Data
+ + + + +

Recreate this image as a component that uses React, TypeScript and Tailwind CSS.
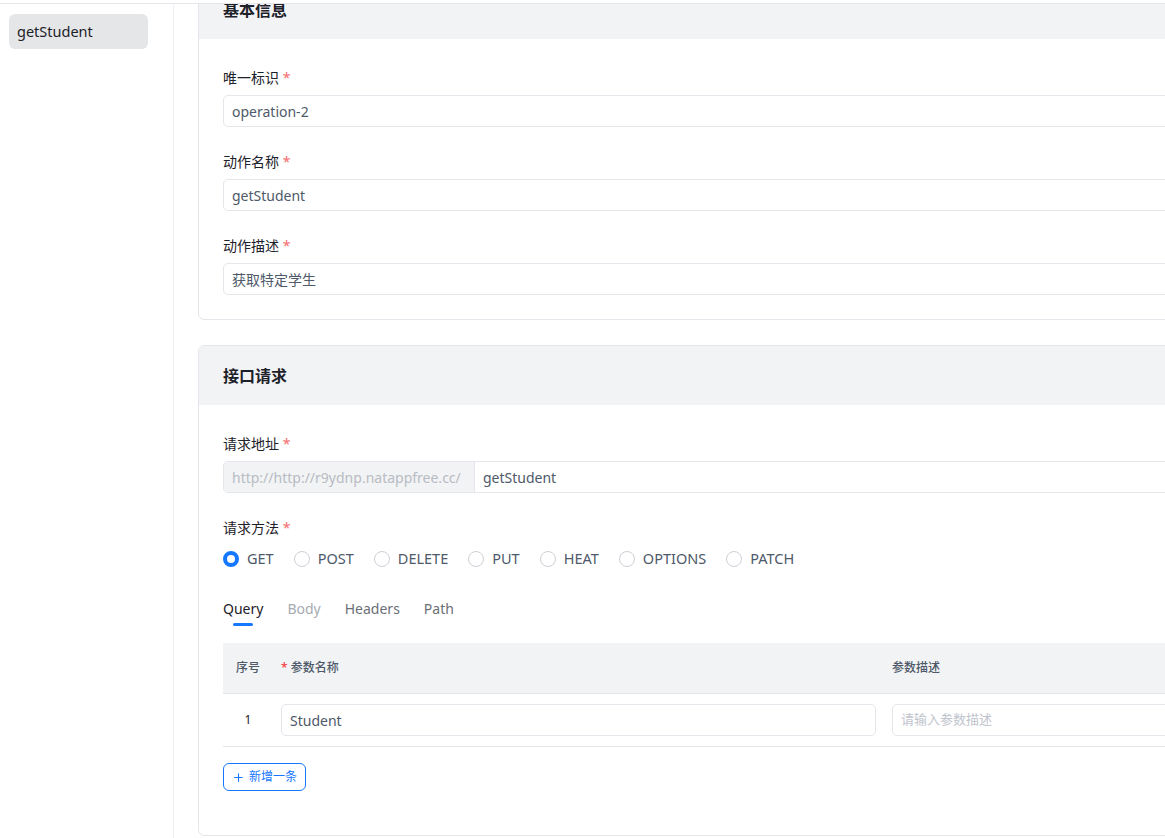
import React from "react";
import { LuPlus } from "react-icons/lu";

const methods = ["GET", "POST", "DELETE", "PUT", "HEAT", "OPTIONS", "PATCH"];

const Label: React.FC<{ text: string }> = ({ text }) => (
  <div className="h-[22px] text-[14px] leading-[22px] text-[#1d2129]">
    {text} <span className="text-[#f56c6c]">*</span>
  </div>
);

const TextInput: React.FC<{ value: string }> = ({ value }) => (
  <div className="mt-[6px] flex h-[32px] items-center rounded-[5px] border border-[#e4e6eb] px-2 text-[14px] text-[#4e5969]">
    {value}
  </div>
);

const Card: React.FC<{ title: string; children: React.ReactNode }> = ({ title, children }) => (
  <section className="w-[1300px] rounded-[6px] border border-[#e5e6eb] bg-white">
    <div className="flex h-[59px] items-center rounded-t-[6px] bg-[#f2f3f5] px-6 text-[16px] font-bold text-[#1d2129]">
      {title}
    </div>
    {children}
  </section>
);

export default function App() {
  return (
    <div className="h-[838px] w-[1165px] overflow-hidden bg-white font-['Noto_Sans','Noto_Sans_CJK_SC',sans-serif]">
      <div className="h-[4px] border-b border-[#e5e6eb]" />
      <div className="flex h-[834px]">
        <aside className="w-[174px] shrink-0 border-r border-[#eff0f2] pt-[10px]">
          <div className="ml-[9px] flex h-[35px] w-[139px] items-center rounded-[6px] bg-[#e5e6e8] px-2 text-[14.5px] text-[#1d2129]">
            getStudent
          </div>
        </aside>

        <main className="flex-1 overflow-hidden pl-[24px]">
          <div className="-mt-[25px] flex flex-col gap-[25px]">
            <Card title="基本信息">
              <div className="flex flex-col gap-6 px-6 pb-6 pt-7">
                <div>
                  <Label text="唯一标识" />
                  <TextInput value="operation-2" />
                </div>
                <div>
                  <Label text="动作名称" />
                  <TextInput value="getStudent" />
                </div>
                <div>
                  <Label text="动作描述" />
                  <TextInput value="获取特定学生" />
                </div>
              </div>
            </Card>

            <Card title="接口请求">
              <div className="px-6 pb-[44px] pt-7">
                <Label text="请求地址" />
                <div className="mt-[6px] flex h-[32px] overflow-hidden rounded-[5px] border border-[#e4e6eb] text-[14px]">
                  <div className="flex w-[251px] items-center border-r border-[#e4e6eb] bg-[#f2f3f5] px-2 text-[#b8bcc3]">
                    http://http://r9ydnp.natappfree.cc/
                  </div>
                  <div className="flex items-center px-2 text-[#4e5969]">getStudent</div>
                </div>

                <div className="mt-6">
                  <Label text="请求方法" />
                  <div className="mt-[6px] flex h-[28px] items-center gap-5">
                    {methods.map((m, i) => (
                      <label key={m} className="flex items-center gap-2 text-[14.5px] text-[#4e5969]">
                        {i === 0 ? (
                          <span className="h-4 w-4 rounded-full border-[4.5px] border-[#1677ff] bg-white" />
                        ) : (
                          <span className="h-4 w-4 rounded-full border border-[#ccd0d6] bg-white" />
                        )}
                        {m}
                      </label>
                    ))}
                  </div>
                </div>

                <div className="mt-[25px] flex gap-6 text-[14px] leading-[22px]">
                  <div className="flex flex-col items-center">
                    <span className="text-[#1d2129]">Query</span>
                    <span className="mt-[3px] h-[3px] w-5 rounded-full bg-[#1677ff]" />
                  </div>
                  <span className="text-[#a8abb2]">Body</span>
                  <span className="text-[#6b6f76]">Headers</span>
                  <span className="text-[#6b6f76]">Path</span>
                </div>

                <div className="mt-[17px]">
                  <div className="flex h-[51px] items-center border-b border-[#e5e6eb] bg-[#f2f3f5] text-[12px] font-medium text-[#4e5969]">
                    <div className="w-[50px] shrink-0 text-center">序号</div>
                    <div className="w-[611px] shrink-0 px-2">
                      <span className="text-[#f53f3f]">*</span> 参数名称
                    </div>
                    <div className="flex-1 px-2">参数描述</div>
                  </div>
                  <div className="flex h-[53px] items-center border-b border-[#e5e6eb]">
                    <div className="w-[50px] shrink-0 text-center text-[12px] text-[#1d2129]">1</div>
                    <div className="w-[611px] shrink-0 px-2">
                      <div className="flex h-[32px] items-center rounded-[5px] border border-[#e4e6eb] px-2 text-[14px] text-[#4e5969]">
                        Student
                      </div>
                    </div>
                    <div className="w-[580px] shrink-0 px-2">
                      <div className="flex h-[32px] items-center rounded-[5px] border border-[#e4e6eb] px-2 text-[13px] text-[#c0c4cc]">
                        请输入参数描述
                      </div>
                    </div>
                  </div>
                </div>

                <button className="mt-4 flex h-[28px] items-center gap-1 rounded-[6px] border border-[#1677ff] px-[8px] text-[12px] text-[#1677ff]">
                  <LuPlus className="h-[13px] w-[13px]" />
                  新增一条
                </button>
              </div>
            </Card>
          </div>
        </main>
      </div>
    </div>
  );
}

+ + + + +

Work required
Copy out the data above exactly, except the pictures.

The output
Recreate this image as a component that uses React, TypeScript and Tailwind CSS.
import React from "react";
import { LuPlus } from "react-icons/lu";

const methods = ["GET", "POST", "DELETE", "PUT", "HEAT", "OPTIONS", "PATCH"];

const Label: React.FC<{ text: string }> = ({ text }) => (
  <div className="h-[22px] text-[14px] leading-[22px] text-[#1d2129]">
    {text} <span className="text-[#f56c6c]">*</span>
  </div>
);

const TextInput: React.FC<{ value: string }> = ({ value }) => (
  <div className="mt-[6px] flex h-[32px] items-center rounded-[5px] border border-[#e4e6eb] px-2 text-[14px] text-[#4e5969]">
    {value}
  </div>
);

const Card: React.FC<{ title: string; children: React.ReactNode }> = ({ title, children }) => (
  <section className="w-[1300px] rounded-[6px] border border-[#e5e6eb] bg-white">
    <div className="flex h-[59px] items-center rounded-t-[6px] bg-[#f2f3f5] px-6 text-[16px] font-bold text-[#1d2129]">
      {title}
    </div>
    {children}
  </section>
);

export default function App() {
  return (
    <div className="h-[838px] w-[1165px] overflow-hidden bg-white font-['Noto_Sans','Noto_Sans_CJK_SC',sans-serif]">
      <div className="h-[4px] border-b border-[#e5e6eb]" />
      <div className="flex h-[834px]">
        <aside className="w-[174px] shrink-0 border-r border-[#eff0f2] pt-[10px]">
          <div className="ml-[9px] flex h-[35px] w-[139px] items-center rounded-[6px] bg-[#e5e6e8] px-2 text-[14.5px] text-[#1d2129]">
            getStudent
          </div>
        </aside>

        <main className="flex-1 overflow-hidden pl-[24px]">
          <div className="-mt-[25px] flex flex-col gap-[25px]">
            <Card title="基本信息">
              <div className="flex flex-col gap-6 px-6 pb-6 pt-7">
                <div>
                  <Label text="唯一标识" />
                  <TextInput value="operation-2" />
                </div>
                <div>
                  <Label text="动作名称" />
                  <TextInput value="getStudent" />
                </div>
                <div>
                  <Label text="动作描述" />
                  <TextInput value="获取特定学生" />
                </div>
              </div>
            </Card>

            <Card title="接口请求">
              <div className="px-6 pb-[44px] pt-7">
                <Label text="请求地址" />
                <div className="mt-[6px] flex h-[32px] overflow-hidden rounded-[5px] border border-[#e4e6eb] text-[14px]">
                  <div className="flex w-[251px] items-center border-r border-[#e4e6eb] bg-[#f2f3f5] px-2 text-[#b8bcc3]">
                    http://http://r9ydnp.natappfree.cc/
                  </div>
                  <div className="flex items-center px-2 text-[#4e5969]">getStudent</div>
                </div>

                <div className="mt-6">
                  <Label text="请求方法" />
                  <div className="mt-[6px] flex h-[28px] items-center gap-5">
                    {methods.map((m, i) => (
                      <label key={m} className="flex items-center gap-2 text-[14.5px] text-[#4e5969]">
                        {i === 0 ? (
                          <span className="h-4 w-4 rounded-full border-[4.5px] border-[#1677ff] bg-white" />
                        ) : (
                          <span className="h-4 w-4 rounded-full border border-[#ccd0d6] bg-white" />
                        )}
                        {m}
                      </label>
                    ))}
                  </div>
                </div>

                <div className="mt-[25px] flex gap-6 text-[14px] leading-[22px]">
                  <div className="flex flex-col items-center">
                    <span className="text-[#1d2129]">Query</span>
                    <span className="mt-[3px] h-[3px] w-5 rounded-full bg-[#1677ff]" />
                  </div>
                  <span className="text-[#a8abb2]">Body</span>
                  <span className="text-[#6b6f76]">Headers</span>
                  <span className="text-[#6b6f76]">Path</span>
                </div>

                <div className="mt-[17px]">
                  <div className="flex h-[51px] items-center border-b border-[#e5e6eb] bg-[#f2f3f5] text-[12px] font-medium text-[#4e5969]">
                    <div className="w-[50px] shrink-0 text-center">序号</div>
                    <div className="w-[611px] shrink-0 px-2">
                      <span className="text-[#f53f3f]">*</span> 参数名称
                    </div>
                    <div className="flex-1 px-2">参数描述</div>
                  </div>
                  <div className="flex h-[53px] items-center border-b border-[#e5e6eb]">
                    <div className="w-[50px] shrink-0 text-center text-[12px] text-[#1d2129]">1</div>
                    <div className="w-[611px] shrink-0 px-2">
                      <div className="flex h-[32px] items-center rounded-[5px] border border-[#e4e6eb] px-2 text-[14px] text-[#4e5969]">
                        Student
                      </div>
                    </div>
                    <div className="w-[580px] shrink-0 px-2">
                      <div className="flex h-[32px] items-center rounded-[5px] border border-[#e4e6eb] px-2 text-[13px] text-[#c0c4cc]">
                        请输入参数描述
                      </div>
                    </div>
                  </div>
                </div>

                <button className="mt-4 flex h-[28px] items-center gap-1 rounded-[6px] border border-[#1677ff] px-[8px] text-[12px] text-[#1677ff]">
                  <LuPlus className="h-[13px] w-[13px]" />
                  新增一条
                </button>
              </div>
            </Card>
          </div>
        </main>
      </div>
    </div>
  );
}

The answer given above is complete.